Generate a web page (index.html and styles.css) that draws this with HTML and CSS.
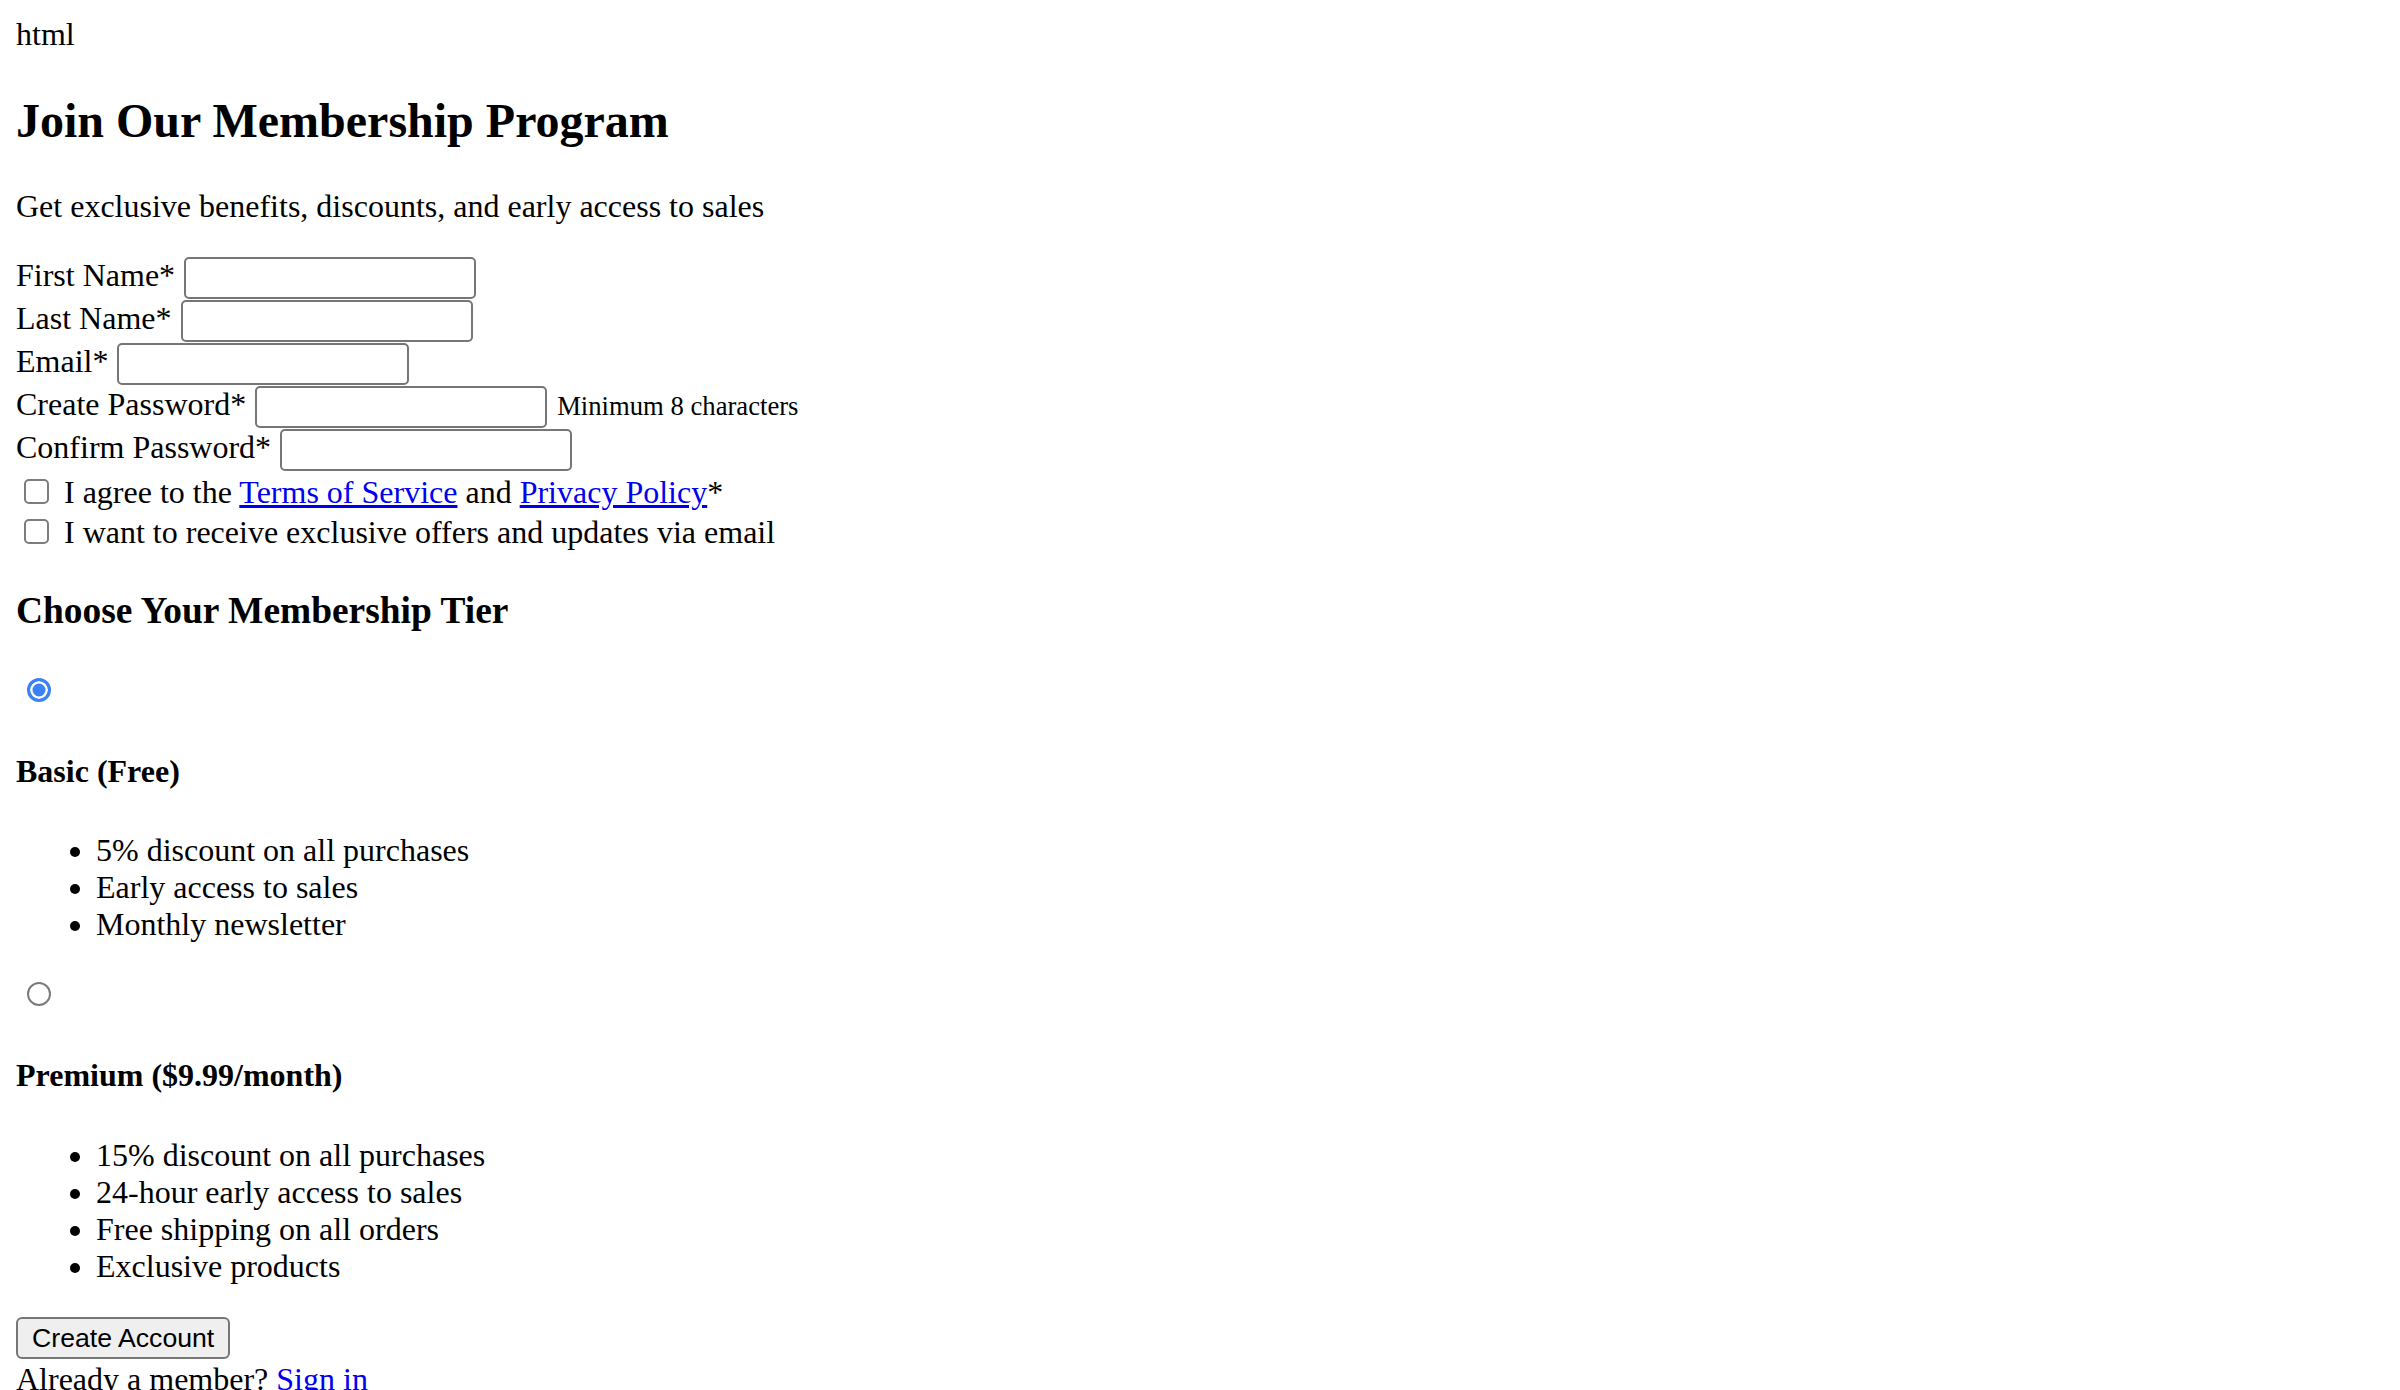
FILE: index.html
```html
<!DOCTYPE html>
<html lang="en">
<head>
<meta charset="utf-8">
<title>Join Our Membership Program</title>
<link rel="stylesheet" href="styles.css">
</head>
<body>
<div class="stray">html</div>
<section class="signup">
  <h1 class="title">Join Our Membership Program</h1>
  <p class="lead">Get exclusive benefits, discounts, and early access to sales</p>
  <form class="form">
    <div class="field"><label class="field-label" for="first">First Name*</label><input class="text-input" id="first" type="text"></div>
    <div class="field"><label class="field-label" for="last">Last Name*</label><input class="text-input" id="last" type="text"></div>
    <div class="field"><label class="field-label" for="email">Email*</label><input class="text-input" id="email" type="email"></div>
    <div class="field"><label class="field-label" for="pw">Create Password*</label><input class="text-input" id="pw" type="password"><span class="hint">Minimum 8 characters</span></div>
    <div class="field"><label class="field-label" for="pw2">Confirm Password*</label><input class="text-input" id="pw2" type="password"></div>
    <div class="check-row"><input class="checkbox" id="terms" type="checkbox"><label class="check-label" for="terms">I agree to the <a class="link" href="#">Terms of Service</a> and <a class="link" href="#">Privacy Policy</a>*</label></div>
    <div class="check-row"><input class="checkbox" id="offers" type="checkbox"><label class="check-label" for="offers">I want to receive exclusive offers and updates via email</label></div>

    <h3 class="tier-heading">Choose Your Membership Tier</h3>

    <div class="tier">
      <div class="tier-radio"><input class="radio" type="radio" name="tier" checked></div>
      <h4 class="tier-name">Basic (Free)</h4>
      <ul class="perks">
        <li>5% discount on all purchases</li>
        <li>Early access to sales</li>
        <li>Monthly newsletter</li>
      </ul>
    </div>

    <div class="tier">
      <div class="tier-radio"><input class="radio" type="radio" name="tier"></div>
      <h4 class="tier-name">Premium ($9.99/month)</h4>
      <ul class="perks">
        <li>15% discount on all purchases</li>
        <li>24-hour early access to sales</li>
        <li>Free shipping on all orders</li>
        <li>Exclusive products</li>
      </ul>
    </div>

    <div class="submit-row"><button class="submit" type="button">Create Account</button></div>
    <div class="signin">Already a member? <a class="link" href="#">Sign in</a></div>
  </form>
</section>
</body>
</html>
```

FILE: styles.css
```css
html {
  background: #ffffff;
}

body {
  margin: 16px;
  font-family: "Liberation Serif", "Times New Roman", serif;
  font-size: 32px;
  line-height: normal;
  color: #000000;
}

.stray {
  line-height: normal;
}

.title {
  font-size: 48px;
  font-weight: bold;
  margin: 39.84px 0;
}

.lead {
  margin: 32px 0;
}

.form {
  margin: 0;
}

.field {
  display: flex;
  align-items: flex-start;
  height: 43px;
}

.field-label {
  line-height: 36.8px;
  margin-right: 9px;
}

.text-input {
  box-sizing: border-box;
  width: 292px;
  height: 42px;
  margin: 0;
  padding: 0 4px;
  border: 2px solid #767676;
  border-radius: 5px;
  background: #ffffff;
  font-family: "Liberation Sans", Arial, sans-serif;
  font-size: 26.67px;
}

.hint {
  font-size: 26.67px;
  margin-left: 10px;
  padding-top: 5px;
  line-height: 30.6px;
}

.check-row {
  display: flex;
  align-items: flex-start;
  height: 40px;
}

.checkbox {
  appearance: none;
  -webkit-appearance: none;
  box-sizing: border-box;
  width: 25px;
  height: 25px;
  margin: 7px 15px 0 8px;
  border: 2px solid #7d7d7d;
  border-radius: 5px;
  background: #ffffff;
  flex: none;
}

.check-label {
  line-height: 36.8px;
  padding-top: 2px;
}

.link {
  color: #0000ee;
  text-decoration: underline;
}

.tier-heading {
  font-size: 37.44px;
  font-weight: bold;
  margin: 37.44px 0;
}

.tier-radio {
  box-sizing: border-box;
  height: 40.7px;
  padding-top: 8px;
}

.radio {
  appearance: none;
  -webkit-appearance: none;
  box-sizing: border-box;
  display: block;
  width: 24px;
  height: 24px;
  margin: 0 0 0 11px;
  border: 2px solid #7b7b7b;
  border-radius: 50%;
  background: #ffffff;
}

.radio:checked {
  border: 3px solid #3b82f6;
  background: #3b82f6;
  box-shadow: inset 0 0 0 2.5px #ffffff;
}

.tier-name {
  font-size: 32px;
  font-weight: bold;
  margin: 42.56px 0;
}

.perks {
  margin: 32px 0 30.5px;
  padding-left: 80px;
}

.submit-row {
  padding: 2px 0;
}

.submit {
  box-sizing: border-box;
  display: block;
  height: 42px;
  margin: 0;
  padding: 0 14px;
  border: 2px solid #767676;
  border-radius: 6px;
  background: #efefef;
  color: #000000;
  font-family: "Liberation Sans", Arial, sans-serif;
  font-size: 26.67px;
}

.signin {
  line-height: normal;
}
```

———

▸ **GOAL OF THE EXERCISE**
Using the material above, return every line exactly as it appears, minus the pictures.

▸ **WRITTEN ANSWER**
Generate a web page (index.html and styles.css) that draws this with HTML and CSS.
FILE: index.html
```html
<!DOCTYPE html>
<html lang="en">
<head>
<meta charset="utf-8">
<title>Join Our Membership Program</title>
<link rel="stylesheet" href="styles.css">
</head>
<body>
<div class="stray">html</div>
<section class="signup">
  <h1 class="title">Join Our Membership Program</h1>
  <p class="lead">Get exclusive benefits, discounts, and early access to sales</p>
  <form class="form">
    <div class="field"><label class="field-label" for="first">First Name*</label><input class="text-input" id="first" type="text"></div>
    <div class="field"><label class="field-label" for="last">Last Name*</label><input class="text-input" id="last" type="text"></div>
    <div class="field"><label class="field-label" for="email">Email*</label><input class="text-input" id="email" type="email"></div>
    <div class="field"><label class="field-label" for="pw">Create Password*</label><input class="text-input" id="pw" type="password"><span class="hint">Minimum 8 characters</span></div>
    <div class="field"><label class="field-label" for="pw2">Confirm Password*</label><input class="text-input" id="pw2" type="password"></div>
    <div class="check-row"><input class="checkbox" id="terms" type="checkbox"><label class="check-label" for="terms">I agree to the <a class="link" href="#">Terms of Service</a> and <a class="link" href="#">Privacy Policy</a>*</label></div>
    <div class="check-row"><input class="checkbox" id="offers" type="checkbox"><label class="check-label" for="offers">I want to receive exclusive offers and updates via email</label></div>

    <h3 class="tier-heading">Choose Your Membership Tier</h3>

    <div class="tier">
      <div class="tier-radio"><input class="radio" type="radio" name="tier" checked></div>
      <h4 class="tier-name">Basic (Free)</h4>
      <ul class="perks">
        <li>5% discount on all purchases</li>
        <li>Early access to sales</li>
        <li>Monthly newsletter</li>
      </ul>
    </div>

    <div class="tier">
      <div class="tier-radio"><input class="radio" type="radio" name="tier"></div>
      <h4 class="tier-name">Premium ($9.99/month)</h4>
      <ul class="perks">
        <li>15% discount on all purchases</li>
        <li>24-hour early access to sales</li>
        <li>Free shipping on all orders</li>
        <li>Exclusive products</li>
      </ul>
    </div>

    <div class="submit-row"><button class="submit" type="button">Create Account</button></div>
    <div class="signin">Already a member? <a class="link" href="#">Sign in</a></div>
  </form>
</section>
</body>
</html>
```

FILE: styles.css
```css
html {
  background: #ffffff;
}

body {
  margin: 16px;
  font-family: "Liberation Serif", "Times New Roman", serif;
  font-size: 32px;
  line-height: normal;
  color: #000000;
}

.stray {
  line-height: normal;
}

.title {
  font-size: 48px;
  font-weight: bold;
  margin: 39.84px 0;
}

.lead {
  margin: 32px 0;
}

.form {
  margin: 0;
}

.field {
  display: flex;
  align-items: flex-start;
  height: 43px;
}

.field-label {
  line-height: 36.8px;
  margin-right: 9px;
}

.text-input {
  box-sizing: border-box;
  width: 292px;
  height: 42px;
  margin: 0;
  padding: 0 4px;
  border: 2px solid #767676;
  border-radius: 5px;
  background: #ffffff;
  font-family: "Liberation Sans", Arial, sans-serif;
  font-size: 26.67px;
}

.hint {
  font-size: 26.67px;
  margin-left: 10px;
  padding-top: 5px;
  line-height: 30.6px;
}

.check-row {
  display: flex;
  align-items: flex-start;
  height: 40px;
}

.checkbox {
  appearance: none;
  -webkit-appearance: none;
  box-sizing: border-box;
  width: 25px;
  height: 25px;
  margin: 7px 15px 0 8px;
  border: 2px solid #7d7d7d;
  border-radius: 5px;
  background: #ffffff;
  flex: none;
}

.check-label {
  line-height: 36.8px;
  padding-top: 2px;
}

.link {
  color: #0000ee;
  text-decoration: underline;
}

.tier-heading {
  font-size: 37.44px;
  font-weight: bold;
  margin: 37.44px 0;
}

.tier-radio {
  box-sizing: border-box;
  height: 40.7px;
  padding-top: 8px;
}

.radio {
  appearance: none;
  -webkit-appearance: none;
  box-sizing: border-box;
  display: block;
  width: 24px;
  height: 24px;
  margin: 0 0 0 11px;
  border: 2px solid #7b7b7b;
  border-radius: 50%;
  background: #ffffff;
}

.radio:checked {
  border: 3px solid #3b82f6;
  background: #3b82f6;
  box-shadow: inset 0 0 0 2.5px #ffffff;
}

.tier-name {
  font-size: 32px;
  font-weight: bold;
  margin: 42.56px 0;
}

.perks {
  margin: 32px 0 30.5px;
  padding-left: 80px;
}

.submit-row {
  padding: 2px 0;
}

.submit {
  box-sizing: border-box;
  display: block;
  height: 42px;
  margin: 0;
  padding: 0 14px;
  border: 2px solid #767676;
  border-radius: 6px;
  background: #efefef;
  color: #000000;
  font-family: "Liberation Sans", Arial, sans-serif;
  font-size: 26.67px;
}

.signin {
  line-height: normal;
}
```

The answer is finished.